19. Learned counsel for the appellant then contended that as the plaintiffs themselves had mentioned in the plaint that the cause of action for filing the suit had accrued on 30th Oct., 1955 they should not be permitted to go behind that statement and to claim limi-ation from the date on which the defendant had obtained the probate from the Court of District Judge, Meerut. We are unable to accept this submission. As held by the Lahore High Court in the case of Fateh Ali Shah v. Mohammad Baksh AIR 1928 Lah 516 that in computing the period of limitation the plaint has to be, with a view to find out the date on which the cause of action accrued read as a whole and that the plaintiffs cannot be tied down to the date of cause of action mentioned in the plaint.

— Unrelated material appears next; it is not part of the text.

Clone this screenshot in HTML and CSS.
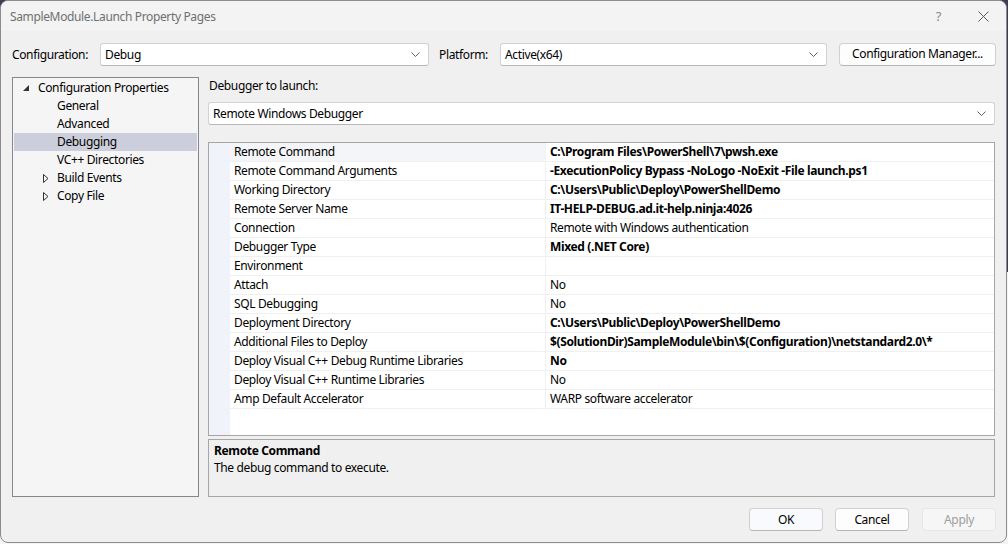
FILE: index.html
```html
<!DOCTYPE html>
<html>
<head>
<meta charset="utf-8">
<link rel="stylesheet" href="styles.css">
</head>
<body>
<div class="window">
  <div class="titlebar">
    <span class="title">SampleModule.Launch Property Pages</span>
    <div class="caption">
      <span class="help">?</span>
      <svg class="close" width="11" height="11" viewBox="0 0 11 11"><path d="M0.5 0.5 L10.5 10.5 M10.5 0.5 L0.5 10.5" stroke="#5a5a5a" stroke-width="1" fill="none"/></svg>
    </div>
  </div>
  <div class="toolbar">
    <span class="lbl lbl-config">Configuration:</span>
    <div class="combo combo-config"><span>Debug</span><svg class="chev" width="9" height="5" viewBox="0 0 9 5"><path d="M0.5 0.5 L4.5 4.5 L8.5 0.5" stroke="#606060" fill="none"/></svg></div>
    <span class="lbl lbl-platform">Platform:</span>
    <div class="combo combo-platform"><span>Active(x64)</span><svg class="chev" width="9" height="5" viewBox="0 0 9 5"><path d="M0.5 0.5 L4.5 4.5 L8.5 0.5" stroke="#606060" fill="none"/></svg></div>
    <button class="btn btn-manager">Configuration Manager...</button>
  </div>
  <div class="main">
    <div class="tree">
      <div class="node root"><svg class="exp" width="7" height="7" viewBox="0 0 7 7"><polygon points="6,0 6,6 0,6" fill="#333"/></svg><span>Configuration Properties</span></div>
      <div class="node child">General</div>
      <div class="node child">Advanced</div>
      <div class="node child selected">Debugging</div>
      <div class="node child">VC++ Directories</div>
      <div class="node child col"><svg class="colx" width="6" height="9" viewBox="0 0 6 9"><polygon points="0.5,0.5 5,4.5 0.5,8.5" fill="none" stroke="#333"/></svg><span>Build Events</span></div>
      <div class="node child col"><svg class="colx" width="6" height="9" viewBox="0 0 6 9"><polygon points="0.5,0.5 5,4.5 0.5,8.5" fill="none" stroke="#333"/></svg><span>Copy File</span></div>
    </div>
    <div class="right">
      <div class="lbl-debugger">Debugger to launch:</div>
      <div class="combo combo-debugger"><span>Remote Windows Debugger</span><svg class="chev" width="9" height="5" viewBox="0 0 9 5"><path d="M0.5 0.5 L4.5 4.5 L8.5 0.5" stroke="#606060" fill="none"/></svg></div>
      <div class="grid">
        <div class="row first"><div class="mg"></div><div class="name">Remote Command</div><div class="val b">C:\Program Files\PowerShell\7\pwsh.exe</div></div>
        <div class="row"><div class="mg"></div><div class="name">Remote Command Arguments</div><div class="val b">-ExecutionPolicy Bypass -NoLogo -NoExit -File launch.ps1</div></div>
        <div class="row"><div class="mg"></div><div class="name">Working Directory</div><div class="val b">C:\Users\Public\Deploy\PowerShellDemo</div></div>
        <div class="row"><div class="mg"></div><div class="name">Remote Server Name</div><div class="val b">IT-HELP-DEBUG.ad.it-help.ninja:4026</div></div>
        <div class="row"><div class="mg"></div><div class="name">Connection</div><div class="val">Remote with Windows authentication</div></div>
        <div class="row"><div class="mg"></div><div class="name">Debugger Type</div><div class="val b">Mixed (.NET Core)</div></div>
        <div class="row"><div class="mg"></div><div class="name">Environment</div><div class="val"></div></div>
        <div class="row"><div class="mg"></div><div class="name">Attach</div><div class="val">No</div></div>
        <div class="row"><div class="mg"></div><div class="name">SQL Debugging</div><div class="val">No</div></div>
        <div class="row"><div class="mg"></div><div class="name">Deployment Directory</div><div class="val b">C:\Users\Public\Deploy\PowerShellDemo</div></div>
        <div class="row"><div class="mg"></div><div class="name">Additional Files to Deploy</div><div class="val b">$(SolutionDir)SampleModule\bin\$(Configuration)\netstandard2.0\*</div></div>
        <div class="row"><div class="mg"></div><div class="name">Deploy Visual C++ Debug Runtime Libraries</div><div class="val b">No</div></div>
        <div class="row"><div class="mg"></div><div class="name">Deploy Visual C++ Runtime Libraries</div><div class="val">No</div></div>
        <div class="row"><div class="mg"></div><div class="name">Amp Default Accelerator</div><div class="val">WARP software accelerator</div></div>
        <div class="filler"><div class="mg"></div><div class="rest"></div></div>
      </div>
      <div class="desc">
        <div class="desc-title">Remote Command</div>
        <div class="desc-text">The debug command to execute.</div>
      </div>
    </div>
  </div>
  <div class="footer">
    <button class="btn btn-ok">OK</button>
    <button class="btn btn-cancel">Cancel</button>
    <button class="btn btn-apply" disabled>Apply</button>
  </div>
</div>
</body>
</html>
```
FILE: styles.css
```css
* { box-sizing: border-box; }
html, body { margin: 0; padding: 0; }
body {
  width: 1008px;
  height: 544px;
  overflow: hidden;
  background: linear-gradient(#3b3e52 0%, #3b3e52 50%, #f4f4f4 50%, #f4f4f4 100%);
  font-family: "Noto Sans", "Open Sans", sans-serif;
  font-size: 12px;
  letter-spacing: -0.36px;
  color: #000;
}
.window {
  width: 1007px;
  height: 543px;
  background: #f0f0f0;
  border: 1px solid #8c8c8c;
  border-radius: 8px;
  overflow: hidden;
  display: flex;
  flex-direction: column;
}
.titlebar {
  height: 30px;
  background: #f3f3f3;
  display: flex;
  align-items: center;
  padding-left: 9px;
  flex-shrink: 0;
}
.title { color: #707070; line-height: 16px; margin-top: 1px; }
.caption { margin-left: auto; display: flex; align-items: center; }
.help { color: #8a8a8a; font-size: 13px; margin-right: 37px; }
.close { margin-right: 17px; }
.toolbar {
  display: flex;
  align-items: center;
  padding: 12px 0 0 11px;
  height: 35px;
  flex-shrink: 0;
}
.lbl { line-height: 16px; }
.lbl-config { width: 88px; }
.lbl-platform { margin-left: 10px; width: 61px; }
.combo {
  height: 23px;
  background: #fff;
  border: 1px solid #d2d2d2;
  border-bottom-color: #b8b8b8;
  border-radius: 3px;
  display: flex;
  align-items: center;
  padding: 0 6px 0 4px;
  line-height: 16px;
}
.combo span { flex: 1; }
.chev { margin-right: 2px; }
.combo-config { width: 329px; }
.combo-platform { width: 327px; }
.btn {
  font-family: inherit;
  font-size: 12px;
  letter-spacing: -0.36px;
  height: 23px;
  background: #fdfdfd;
  border: 1px solid #d0d0d0;
  border-bottom-color: #b5b5b5;
  border-radius: 4px;
  color: #000;
  padding: 0;
  line-height: 16px;
}
.btn-manager { margin-left: 12px; width: 157px; margin-top: -1px; }
.main {
  display: flex;
  padding: 11px 0 0 11px;
  height: 431px;
  flex-shrink: 0;
}
.tree {
  width: 187px;
  height: 420px;
  background: #f5f5f5;
  border: 1px solid #828790;
  padding-top: 1px;
}
.node {
  height: 18px;
  line-height: 18px;
  display: flex;
  align-items: center;
  white-space: nowrap;
}
.root { padding-left: 10px; }
.root .exp { margin-right: 8px; margin-top: 0; }
.child { padding-left: 44px; }
.child.col { padding-left: 30px; }
.col .colx { margin-right: 8px; }
.selected { background: #cccedb; margin: 0 1px; padding-left: 43px; }
.right {
  margin-left: 9px;
  width: 788px;
  display: flex;
  flex-direction: column;
}
.lbl-debugger { line-height: 18px; height: 25px; padding-left: 1px; }
.combo-debugger { width: 787px; }
.grid {
  margin-top: 17px;
  width: 787px;
  height: 294px;
  border: 1px solid #a6a6a6;
  background: #fff;
  display: flex;
  flex-direction: column;
}
.row {
  display: grid;
  grid-template-columns: 21px 316px 1fr;
  height: 19px;
}
.mg { background: #f0f3fa; }
.name, .val {
  line-height: 18px;
  border-bottom: 1px solid #f0f0f0;
  white-space: nowrap;
  overflow: hidden;
}
.name { padding-left: 4px; border-right: 1px solid #f0f0f0; }
.val { padding-left: 4px; }
.first .name { background: #f4f5f8; }
.b { font-weight: bold; }
.filler { flex: 1; display: grid; grid-template-columns: 21px 1fr; }
.desc {
  margin-top: 3px;
  width: 787px;
  height: 58px;
  border: 1px solid #a6a6a6;
  background: #f0f0f0;
  padding: 2px 5px;
}
.desc-title { font-weight: bold; line-height: 17px; }
.desc-text { line-height: 17px; }
.footer {
  display: flex;
  justify-content: flex-end;
  padding: 11px 10px 0 0;
}
.btn-ok, .btn-cancel, .btn-apply { width: 74px; }
.btn-cancel { margin-left: 12px; }
.btn-apply { margin-left: 13px; }
.btn-ok { background: #f8fafd; }
.btn-apply {
  color: #9e9e9e;
  background: #f6f6f6;
  border-color: #e6e6e6;
}
```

In the instant case, we find that the plaint read as a whole and specially paras 12 and 13 thereof, indicates that according to the plaintiffs threat of infringement of their rights arose when on 28-10-1961 the defendants successfully obtained the probate of the will dated 26th Oct., 1955, executed by Ram Katori, from the Court of the District Judge, Meerut. The suit filed within 6 years of that date was, therefore, clearly within limitation.
20. In the result, we find no merit in the present appeal which fails and is dismissed with costs.